All are stops on Fairfield County’s trail of 200-plus scarecrows.
The scarecrow capital of Ohio
“We do claim to be the scarecrow capital of Ohio,” said Jonett Haberfield, executive director of Visit Fairfield County. “There are other scarecrows around the state, but this is the only countywide scarecrow trail. And we’re proud of that.”
She said the local visitor center and convention bureau started the trail five years ago, as a way to encourage people to explore the area. The idea has taken off.
Thousands of people scope out the scarecrows each year. The county even has an interactive map and app to let people know where to find them.
“It’s become a tradition,” Haberfield said. “Just like going to the apple orchard or going to pick your pumpkin out at the pumpkin farm, it’s one thing they do every October — they set aside time to go look at the scarecrows.”
How to build a scarecrow
Fairfield County’s trail of scarecrows exists only in October, but locals like Browning spend months dreaming up costumes for their figures.
“My brain works like Scarecrow all year round,” Browning said. “If we watch a movie, and you see a certain costume or something, then it gives you an idea.”
She brings those ideas to life in her garage, beside a table stocked with recycled craft supplies.
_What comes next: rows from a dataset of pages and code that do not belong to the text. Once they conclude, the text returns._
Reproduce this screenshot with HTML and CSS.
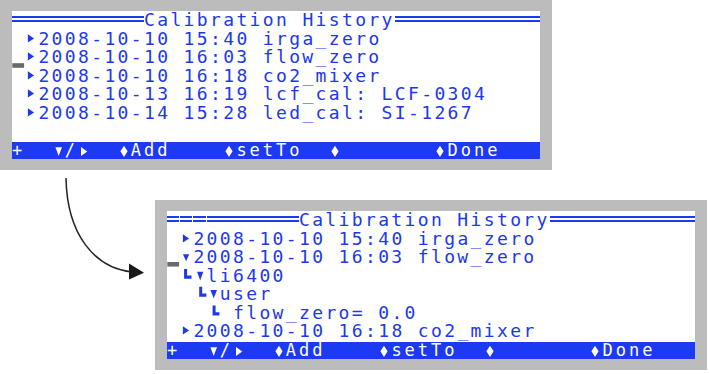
FILE: index.html
```html
<!DOCTYPE html>
<html lang="en">
<head>
  <meta charset="UTF-8" />
  <meta name="viewport" content="width=device-width, initial-scale=1.0" />
  <title>Calibration History</title>
  <link rel="stylesheet" href="styles.css">
</head>
<body>

  <!-- before: list collapsed -->
  <div class="panel">
    <div class="screen">
      <div class="row"><span class="dbl dbl-10"></span>Calibration History<span class="dbl dbl-11"></span></div>
      <div class="row"> <span class="g"><svg viewBox="0 0 13.2 18.5"><polygon points="2.9,4.3 9.1,8.4 2.9,12.5"/></svg></span>2008-10-10 15:40 irga_zero</div>
      <div class="row"><span class="g"><svg viewBox="0 0 13.2 18.5"><rect class="cursor" x="0.3" y="15.2" width="11.8" height="4.6"/></svg></span><span class="g"><svg viewBox="0 0 13.2 18.5"><polygon points="2.9,4.3 9.1,8.4 2.9,12.5"/></svg></span>2008-10-10 16:03 flow_zero</div>
      <div class="row"> <span class="g"><svg viewBox="0 0 13.2 18.5"><polygon points="2.9,4.3 9.1,8.4 2.9,12.5"/></svg></span>2008-10-10 16:18 co2_mixer</div>
      <div class="row"> <span class="g"><svg viewBox="0 0 13.2 18.5"><polygon points="2.9,4.3 9.1,8.4 2.9,12.5"/></svg></span>2008-10-13 16:19 lcf_cal: LCF-0304</div>
      <div class="row"> <span class="g"><svg viewBox="0 0 13.2 18.5"><polygon points="2.9,4.3 9.1,8.4 2.9,12.5"/></svg></span>2008-10-14 15:28 led_cal: SI-1267</div>
      <div class="row"></div>
      <div class="bar">+  <span class="g"><svg viewBox="0 0 13.2 17"><polygon points="3.4,5.3 10,5.3 6.7,14"/></svg></span>/<span class="g"><svg viewBox="0 0 13.2 17"><polygon points="3,5 9.3,9.5 3,14"/></svg></span>  <span class="g"><svg viewBox="0 0 13.2 17"><polygon points="6,3.7 9.6,9.3 6,15 2.4,9.3"/></svg></span>Add    <span class="g"><svg viewBox="0 0 13.2 17"><polygon points="6,3.7 9.6,9.3 6,15 2.4,9.3"/></svg></span>setTo  <span class="g"><svg viewBox="0 0 13.2 17"><polygon points="6,3.7 9.6,9.3 6,15 2.4,9.3"/></svg></span>       <span class="g"><svg viewBox="0 0 13.2 17"><polygon points="6,3.7 9.6,9.3 6,15 2.4,9.3"/></svg></span>Done</div>
    </div>
  </div>

  <!-- after: flow_zero expanded -->
  <div class="panel panel-after">
    <div class="screen">
      <div class="row"><span class="dbl dbl-1"></span><span class="dbl dbl-1"></span><span class="dbl dbl-1"></span><span class="dbl dbl-7"></span>Calibration History<span class="dbl dbl-11"></span></div>
      <div class="row"> <span class="g"><svg viewBox="0 0 13.2 18.5"><polygon points="2.9,4.3 9.1,8.4 2.9,12.5"/></svg></span>2008-10-10 15:40 irga_zero</div>
      <div class="row"><span class="g"><svg viewBox="0 0 13.2 18.5"><rect class="cursor" x="0.3" y="14" width="11.8" height="4.6"/></svg></span><span class="g"><svg viewBox="0 0 13.2 18.5"><polygon points="3,6.3 9.2,6.3 6.1,13.3"/></svg></span>2008-10-10 16:03 flow_zero</div>
      <div class="row"> <span class="g"><svg viewBox="0 0 13.2 18.5"><polygon points="4.1,2 7.1,2 7.1,8.5 11.5,8.5 11.5,11.8 4.1,11.8"/></svg></span><span class="g"><svg viewBox="0 0 13.2 18.5"><polygon points="4.1,4.8 10.3,4.8 7.2,13.5"/></svg></span>li6400</div>
      <div class="row">  <span class="g"><svg viewBox="0 0 13.2 18.5"><polygon points="6.2,1.8 9.2,1.8 9.2,8.4 13.4,8.4 13.4,11.7 6.2,11.7"/></svg></span><span class="g"><svg viewBox="0 0 13.2 18.5"><polygon points="3.4,5 10,5 6.7,13.3"/></svg></span>user</div>
      <div class="row">   <span class="g"><svg viewBox="0 0 13.2 18.5"><polygon points="5.6,1.6 8.6,1.6 8.6,8.2 12.4,8.2 12.4,11.5 5.6,11.5"/></svg></span> flow_zero= 0.0</div>
      <div class="row"> <span class="g"><svg viewBox="0 0 13.2 18.5"><polygon points="2.9,4.3 9.1,8.4 2.9,12.5"/></svg></span>2008-10-10 16:18 co2_mixer</div>
      <div class="bar">+  <span class="g"><svg viewBox="0 0 13.2 17"><polygon points="3.4,5.3 10,5.3 6.7,14"/></svg></span>/<span class="g"><svg viewBox="0 0 13.2 17"><polygon points="3,5 9.3,9.5 3,14"/></svg></span>  <span class="g"><svg viewBox="0 0 13.2 17"><polygon points="6,3.7 9.6,9.3 6,15 2.4,9.3"/></svg></span>Add    <span class="g"><svg viewBox="0 0 13.2 17"><polygon points="6,3.7 9.6,9.3 6,15 2.4,9.3"/></svg></span>setTo  <span class="g"><svg viewBox="0 0 13.2 17"><polygon points="6,3.7 9.6,9.3 6,15 2.4,9.3"/></svg></span>       <span class="g"><svg viewBox="0 0 13.2 17"><polygon points="6,3.7 9.6,9.3 6,15 2.4,9.3"/></svg></span>Done</div>
    </div>
  </div>

  <svg class="arrow" viewBox="0 0 710 374" width="710" height="374">
    <path d="M66,178 C67,235 95,268 132,272" />
    <polygon points="129,263.5 144,272.7 129,279.5" />
  </svg>

</body>
</html>
```

FILE: styles.css
```css
body {
  margin: 0;
  width: 710px;
  height: 374px;
  position: relative;
  overflow: hidden;
  background-color: #fff;
  font-family: "DejaVu Sans Mono", "Liberation Mono", monospace;
}

.panel {
  width: 528px;
  padding: 11px 12px;
  background-color: #bcbcbc;
}

.panel-after {
  margin-top: 30px;
  margin-left: 155px;
}

.screen {
  width: 528px;
  height: 148px;
  background-color: #fff;
  color: #2038ec;
  font-size: 18px;
  letter-spacing: 2.363px;
}

.row {
  height: 18.5px;
  line-height: 18.5px;
  white-space: pre;
}

.bar {
  height: 17px;
  line-height: 17px;
  margin-top: 1.5px;
  white-space: pre;
  background-color: #1c3af2;
  color: #fff;
  font-size: 17px;
  letter-spacing: 2.966px;
}

.g {
  display: inline-block;
  width: 13.2px;
  height: 18.5px;
  vertical-align: top;
}

.g svg {
  display: block;
  width: 13.2px;
  height: 18.5px;
  overflow: visible;
  fill: currentColor;
}

.bar .g,
.bar .g svg {
  height: 17px;
}

.cursor {
  fill: #6a6a6a;
}

/* double rule of the title line */
.dbl {
  display: inline-block;
  height: 18.5px;
  vertical-align: top;
  background: linear-gradient(to bottom,
    transparent 4.8px, #1c3af2 4.8px, #1c3af2 7.3px,
    transparent 7.3px, transparent 9px, #1c3af2 9px, #1c3af2 11.3px,
    transparent 11.3px);
}

.dbl-1 {
  width: 12.2px;
  margin-right: 1px;
}

.dbl-7 {
  width: 92.4px;
}

.dbl-10 {
  width: 132px;
}

.dbl-11 {
  width: 145.2px;
}

.arrow {
  position: absolute;
  left: 0;
  top: 0;
  pointer-events: none;
}

.arrow path {
  fill: none;
  stroke: #222;
  stroke-width: 1.5;
}

.arrow polygon {
  fill: #1a1a1a;
}
```
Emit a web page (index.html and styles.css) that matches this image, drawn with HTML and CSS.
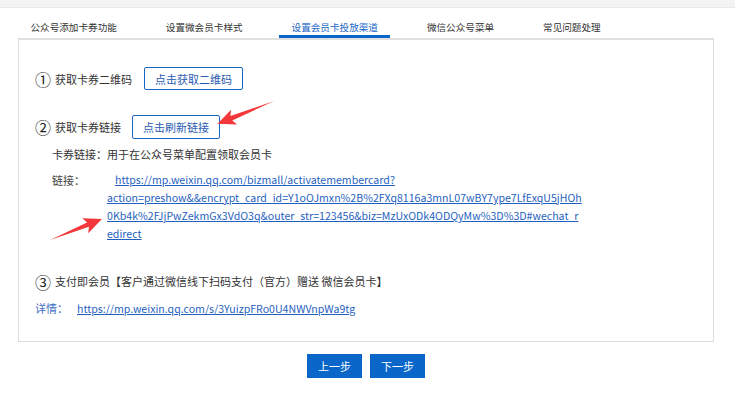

The first step of successful scarecrow construction, she says, is finding a spine.
“Give him a spine — an old broomstick, an old hay rake, a stick out of the yard.”
She demonstrated using an old metal rod fit into an umbrella stand, and then got to work forming the rest of her scarecrow’s body — duct-taping a shoulder-width piece of bamboo to the frame, adding an empty cranberry juice carton for a head and hanging a trash bag stuffed with newspapers around its newly-formed neck.
“Now she has a chest and waist and hips, if you want,” Browning said. “Who knew?”